> Prompt: Without including any images, reproduce each entry exactly.

> Data to use:

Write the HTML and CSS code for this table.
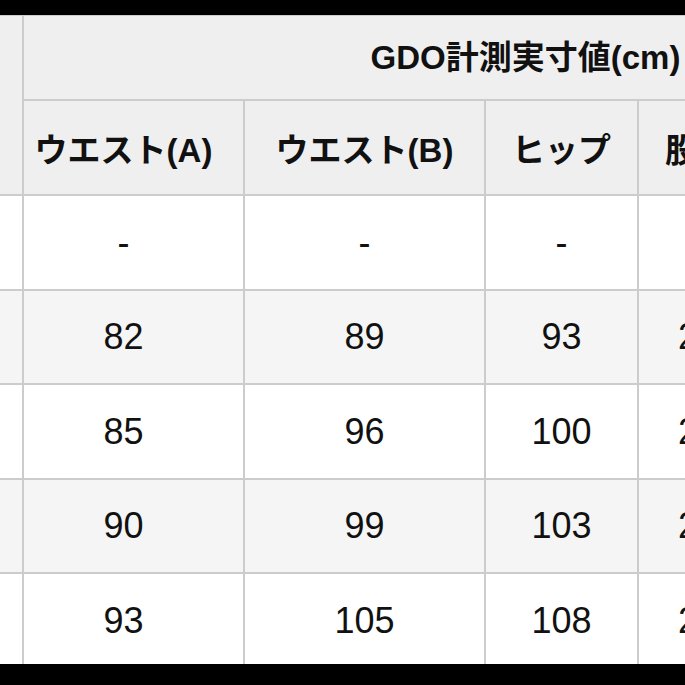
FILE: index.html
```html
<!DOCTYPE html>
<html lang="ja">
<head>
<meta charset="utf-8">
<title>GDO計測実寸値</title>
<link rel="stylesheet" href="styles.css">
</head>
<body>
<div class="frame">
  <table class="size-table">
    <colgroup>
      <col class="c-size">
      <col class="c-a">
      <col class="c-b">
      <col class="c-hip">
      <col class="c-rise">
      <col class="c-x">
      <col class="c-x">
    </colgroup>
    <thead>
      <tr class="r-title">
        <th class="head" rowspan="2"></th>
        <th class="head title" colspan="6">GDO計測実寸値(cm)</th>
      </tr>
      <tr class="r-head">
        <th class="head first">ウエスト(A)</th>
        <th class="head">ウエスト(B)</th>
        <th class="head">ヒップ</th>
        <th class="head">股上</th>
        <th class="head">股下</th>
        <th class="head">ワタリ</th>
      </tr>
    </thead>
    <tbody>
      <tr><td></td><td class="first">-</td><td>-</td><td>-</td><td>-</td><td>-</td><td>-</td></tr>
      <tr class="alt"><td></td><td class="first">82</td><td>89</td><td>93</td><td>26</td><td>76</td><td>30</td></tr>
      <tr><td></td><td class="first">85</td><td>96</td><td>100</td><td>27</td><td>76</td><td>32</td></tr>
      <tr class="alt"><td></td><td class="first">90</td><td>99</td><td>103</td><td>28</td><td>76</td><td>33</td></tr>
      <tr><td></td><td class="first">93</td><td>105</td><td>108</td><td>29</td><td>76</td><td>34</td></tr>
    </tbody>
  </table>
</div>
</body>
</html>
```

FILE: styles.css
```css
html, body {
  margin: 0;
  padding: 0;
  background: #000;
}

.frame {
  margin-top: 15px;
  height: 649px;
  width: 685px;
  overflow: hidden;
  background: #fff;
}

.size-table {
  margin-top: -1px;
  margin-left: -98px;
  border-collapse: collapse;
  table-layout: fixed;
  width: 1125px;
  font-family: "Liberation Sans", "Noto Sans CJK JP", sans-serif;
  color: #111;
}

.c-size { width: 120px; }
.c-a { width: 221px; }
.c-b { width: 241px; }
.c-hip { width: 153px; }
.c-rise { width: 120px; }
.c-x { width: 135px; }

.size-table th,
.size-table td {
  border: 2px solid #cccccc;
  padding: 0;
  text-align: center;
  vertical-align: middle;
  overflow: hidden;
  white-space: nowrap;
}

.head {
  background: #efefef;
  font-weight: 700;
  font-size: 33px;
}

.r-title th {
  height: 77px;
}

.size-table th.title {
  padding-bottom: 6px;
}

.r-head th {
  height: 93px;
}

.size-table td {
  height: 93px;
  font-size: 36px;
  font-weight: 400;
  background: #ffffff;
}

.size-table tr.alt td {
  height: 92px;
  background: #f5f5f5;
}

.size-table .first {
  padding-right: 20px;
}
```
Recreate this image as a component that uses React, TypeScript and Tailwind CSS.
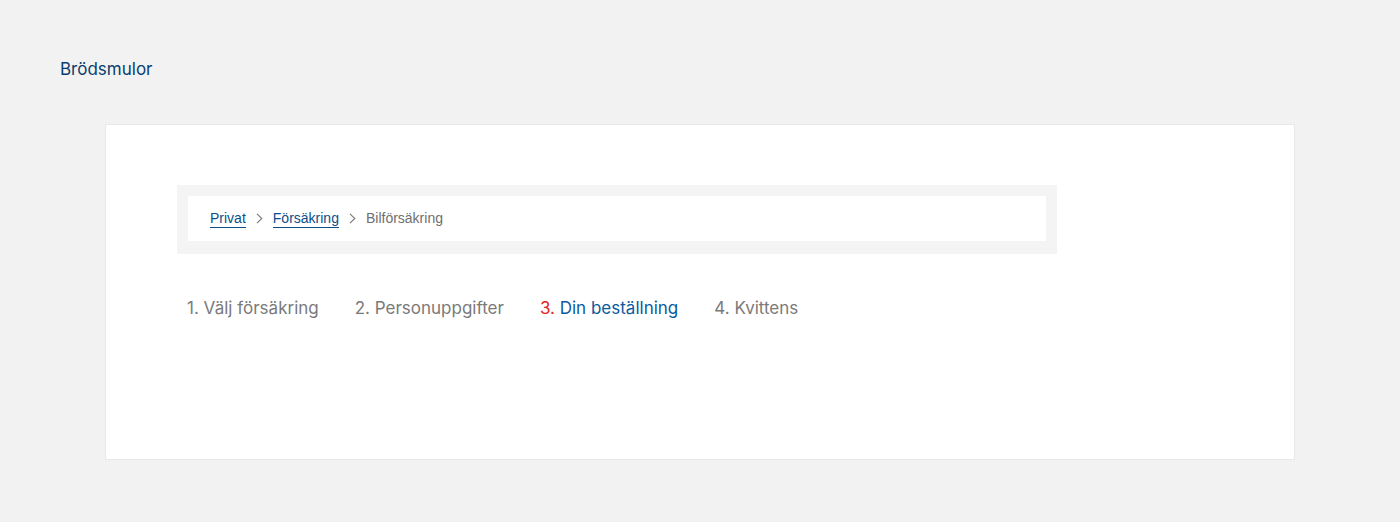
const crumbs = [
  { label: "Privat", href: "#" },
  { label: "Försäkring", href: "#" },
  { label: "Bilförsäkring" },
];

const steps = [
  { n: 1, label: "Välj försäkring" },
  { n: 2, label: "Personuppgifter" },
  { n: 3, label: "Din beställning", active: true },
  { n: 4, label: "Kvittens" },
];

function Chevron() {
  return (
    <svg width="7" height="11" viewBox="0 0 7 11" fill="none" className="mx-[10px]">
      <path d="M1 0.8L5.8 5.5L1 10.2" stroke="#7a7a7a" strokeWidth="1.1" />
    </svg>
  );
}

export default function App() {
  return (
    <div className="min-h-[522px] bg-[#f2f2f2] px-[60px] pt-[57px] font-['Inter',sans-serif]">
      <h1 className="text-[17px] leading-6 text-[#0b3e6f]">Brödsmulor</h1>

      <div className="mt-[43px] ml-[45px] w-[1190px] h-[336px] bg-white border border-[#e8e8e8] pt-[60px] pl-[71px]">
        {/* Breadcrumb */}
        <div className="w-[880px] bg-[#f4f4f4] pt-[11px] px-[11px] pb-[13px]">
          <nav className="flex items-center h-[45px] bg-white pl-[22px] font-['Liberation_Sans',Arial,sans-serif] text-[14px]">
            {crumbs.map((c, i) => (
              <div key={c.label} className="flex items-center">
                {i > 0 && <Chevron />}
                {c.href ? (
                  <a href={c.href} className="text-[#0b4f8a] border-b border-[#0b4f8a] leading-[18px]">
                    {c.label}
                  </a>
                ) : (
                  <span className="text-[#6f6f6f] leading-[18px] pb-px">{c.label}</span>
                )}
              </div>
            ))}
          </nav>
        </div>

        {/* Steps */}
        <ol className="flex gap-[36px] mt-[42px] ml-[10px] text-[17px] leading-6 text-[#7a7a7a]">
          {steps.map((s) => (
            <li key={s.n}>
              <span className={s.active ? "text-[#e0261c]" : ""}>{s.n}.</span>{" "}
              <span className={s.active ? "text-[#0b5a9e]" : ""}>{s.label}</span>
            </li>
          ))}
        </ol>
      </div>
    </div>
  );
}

> Task result:
Write the HTML and CSS code for this table.
FILE: index.html
```html
<!DOCTYPE html>
<html lang="ja">
<head>
<meta charset="utf-8">
<title>GDO計測実寸値</title>
<link rel="stylesheet" href="styles.css">
</head>
<body>
<div class="frame">
  <table class="size-table">
    <colgroup>
      <col class="c-size">
      <col class="c-a">
      <col class="c-b">
      <col class="c-hip">
      <col class="c-rise">
      <col class="c-x">
      <col class="c-x">
    </colgroup>
    <thead>
      <tr class="r-title">
        <th class="head" rowspan="2"></th>
        <th class="head title" colspan="6">GDO計測実寸値(cm)</th>
      </tr>
      <tr class="r-head">
        <th class="head first">ウエスト(A)</th>
        <th class="head">ウエスト(B)</th>
        <th class="head">ヒップ</th>
        <th class="head">股上</th>
        <th class="head">股下</th>
        <th class="head">ワタリ</th>
      </tr>
    </thead>
    <tbody>
      <tr><td></td><td class="first">-</td><td>-</td><td>-</td><td>-</td><td>-</td><td>-</td></tr>
      <tr class="alt"><td></td><td class="first">82</td><td>89</td><td>93</td><td>26</td><td>76</td><td>30</td></tr>
      <tr><td></td><td class="first">85</td><td>96</td><td>100</td><td>27</td><td>76</td><td>32</td></tr>
      <tr class="alt"><td></td><td class="first">90</td><td>99</td><td>103</td><td>28</td><td>76</td><td>33</td></tr>
      <tr><td></td><td class="first">93</td><td>105</td><td>108</td><td>29</td><td>76</td><td>34</td></tr>
    </tbody>
  </table>
</div>
</body>
</html>
```

FILE: styles.css
```css
html, body {
  margin: 0;
  padding: 0;
  background: #000;
}

.frame {
  margin-top: 15px;
  height: 649px;
  width: 685px;
  overflow: hidden;
  background: #fff;
}

.size-table {
  margin-top: -1px;
  margin-left: -98px;
  border-collapse: collapse;
  table-layout: fixed;
  width: 1125px;
  font-family: "Liberation Sans", "Noto Sans CJK JP", sans-serif;
  color: #111;
}

.c-size { width: 120px; }
.c-a { width: 221px; }
.c-b { width: 241px; }
.c-hip { width: 153px; }
.c-rise { width: 120px; }
.c-x { width: 135px; }

.size-table th,
.size-table td {
  border: 2px solid #cccccc;
  padding: 0;
  text-align: center;
  vertical-align: middle;
  overflow: hidden;
  white-space: nowrap;
}

.head {
  background: #efefef;
  font-weight: 700;
  font-size: 33px;
}

.r-title th {
  height: 77px;
}

.size-table th.title {
  padding-bottom: 6px;
}

.r-head th {
  height: 93px;
}

.size-table td {
  height: 93px;
  font-size: 36px;
  font-weight: 400;
  background: #ffffff;
}

.size-table tr.alt td {
  height: 92px;
  background: #f5f5f5;
}

.size-table .first {
  padding-right: 20px;
}
```
Recreate this image as a component that uses React, TypeScript and Tailwind CSS.
const crumbs = [
  { label: "Privat", href: "#" },
  { label: "Försäkring", href: "#" },
  { label: "Bilförsäkring" },
];

const steps = [
  { n: 1, label: "Välj försäkring" },
  { n: 2, label: "Personuppgifter" },
  { n: 3, label: "Din beställning", active: true },
  { n: 4, label: "Kvittens" },
];

function Chevron() {
  return (
    <svg width="7" height="11" viewBox="0 0 7 11" fill="none" className="mx-[10px]">
      <path d="M1 0.8L5.8 5.5L1 10.2" stroke="#7a7a7a" strokeWidth="1.1" />
    </svg>
  );
}

export default function App() {
  return (
    <div className="min-h-[522px] bg-[#f2f2f2] px-[60px] pt-[57px] font-['Inter',sans-serif]">
      <h1 className="text-[17px] leading-6 text-[#0b3e6f]">Brödsmulor</h1>

      <div className="mt-[43px] ml-[45px] w-[1190px] h-[336px] bg-white border border-[#e8e8e8] pt-[60px] pl-[71px]">
        {/* Breadcrumb */}
        <div className="w-[880px] bg-[#f4f4f4] pt-[11px] px-[11px] pb-[13px]">
          <nav className="flex items-center h-[45px] bg-white pl-[22px] font-['Liberation_Sans',Arial,sans-serif] text-[14px]">
            {crumbs.map((c, i) => (
              <div key={c.label} className="flex items-center">
                {i > 0 && <Chevron />}
                {c.href ? (
                  <a href={c.href} className="text-[#0b4f8a] border-b border-[#0b4f8a] leading-[18px]">
                    {c.label}
                  </a>
                ) : (
                  <span className="text-[#6f6f6f] leading-[18px] pb-px">{c.label}</span>
                )}
              </div>
            ))}
          </nav>
        </div>

        {/* Steps */}
        <ol className="flex gap-[36px] mt-[42px] ml-[10px] text-[17px] leading-6 text-[#7a7a7a]">
          {steps.map((s) => (
            <li key={s.n}>
              <span className={s.active ? "text-[#e0261c]" : ""}>{s.n}.</span>{" "}
              <span className={s.active ? "text-[#0b5a9e]" : ""}>{s.label}</span>
            </li>
          ))}
        </ol>
      </div>
    </div>
  );
}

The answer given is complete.